Below is some material; transcribe all of it exactly.

## begin Provided data

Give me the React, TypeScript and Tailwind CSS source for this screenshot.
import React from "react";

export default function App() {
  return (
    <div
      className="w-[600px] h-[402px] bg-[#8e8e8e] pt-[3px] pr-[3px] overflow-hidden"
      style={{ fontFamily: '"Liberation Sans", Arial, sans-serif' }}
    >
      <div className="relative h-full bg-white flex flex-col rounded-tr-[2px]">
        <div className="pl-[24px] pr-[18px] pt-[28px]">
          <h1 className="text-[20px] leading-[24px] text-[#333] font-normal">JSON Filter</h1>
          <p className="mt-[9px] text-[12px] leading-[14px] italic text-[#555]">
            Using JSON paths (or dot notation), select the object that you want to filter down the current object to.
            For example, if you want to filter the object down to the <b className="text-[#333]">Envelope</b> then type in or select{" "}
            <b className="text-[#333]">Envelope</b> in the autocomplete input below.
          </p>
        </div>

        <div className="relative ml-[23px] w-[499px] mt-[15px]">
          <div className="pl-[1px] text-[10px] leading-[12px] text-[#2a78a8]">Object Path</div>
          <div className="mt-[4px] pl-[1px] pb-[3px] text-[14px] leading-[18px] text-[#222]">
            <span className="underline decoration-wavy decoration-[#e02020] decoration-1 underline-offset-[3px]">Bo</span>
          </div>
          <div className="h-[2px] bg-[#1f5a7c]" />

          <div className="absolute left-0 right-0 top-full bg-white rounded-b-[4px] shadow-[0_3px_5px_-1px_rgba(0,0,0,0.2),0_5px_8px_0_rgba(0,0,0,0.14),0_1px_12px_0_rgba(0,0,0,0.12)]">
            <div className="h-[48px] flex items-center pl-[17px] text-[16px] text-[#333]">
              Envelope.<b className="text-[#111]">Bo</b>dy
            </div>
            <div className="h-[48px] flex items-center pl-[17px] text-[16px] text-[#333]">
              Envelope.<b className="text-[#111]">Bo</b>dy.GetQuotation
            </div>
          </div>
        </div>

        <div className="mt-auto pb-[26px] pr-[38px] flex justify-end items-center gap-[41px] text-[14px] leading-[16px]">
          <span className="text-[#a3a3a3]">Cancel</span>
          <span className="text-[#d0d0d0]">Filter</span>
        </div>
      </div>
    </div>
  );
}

## end Provided data

* [Solved problem]:
Give me the React, TypeScript and Tailwind CSS source for this screenshot.
import React from "react";

export default function App() {
  return (
    <div
      className="w-[600px] h-[402px] bg-[#8e8e8e] pt-[3px] pr-[3px] overflow-hidden"
      style={{ fontFamily: '"Liberation Sans", Arial, sans-serif' }}
    >
      <div className="relative h-full bg-white flex flex-col rounded-tr-[2px]">
        <div className="pl-[24px] pr-[18px] pt-[28px]">
          <h1 className="text-[20px] leading-[24px] text-[#333] font-normal">JSON Filter</h1>
          <p className="mt-[9px] text-[12px] leading-[14px] italic text-[#555]">
            Using JSON paths (or dot notation), select the object that you want to filter down the current object to.
            For example, if you want to filter the object down to the <b className="text-[#333]">Envelope</b> then type in or select{" "}
            <b className="text-[#333]">Envelope</b> in the autocomplete input below.
          </p>
        </div>

        <div className="relative ml-[23px] w-[499px] mt-[15px]">
          <div className="pl-[1px] text-[10px] leading-[12px] text-[#2a78a8]">Object Path</div>
          <div className="mt-[4px] pl-[1px] pb-[3px] text-[14px] leading-[18px] text-[#222]">
            <span className="underline decoration-wavy decoration-[#e02020] decoration-1 underline-offset-[3px]">Bo</span>
          </div>
          <div className="h-[2px] bg-[#1f5a7c]" />

          <div className="absolute left-0 right-0 top-full bg-white rounded-b-[4px] shadow-[0_3px_5px_-1px_rgba(0,0,0,0.2),0_5px_8px_0_rgba(0,0,0,0.14),0_1px_12px_0_rgba(0,0,0,0.12)]">
            <div className="h-[48px] flex items-center pl-[17px] text-[16px] text-[#333]">
              Envelope.<b className="text-[#111]">Bo</b>dy
            </div>
            <div className="h-[48px] flex items-center pl-[17px] text-[16px] text-[#333]">
              Envelope.<b className="text-[#111]">Bo</b>dy.GetQuotation
            </div>
          </div>
        </div>

        <div className="mt-auto pb-[26px] pr-[38px] flex justify-end items-center gap-[41px] text-[14px] leading-[16px]">
          <span className="text-[#a3a3a3]">Cancel</span>
          <span className="text-[#d0d0d0]">Filter</span>
        </div>
      </div>
    </div>
  );
}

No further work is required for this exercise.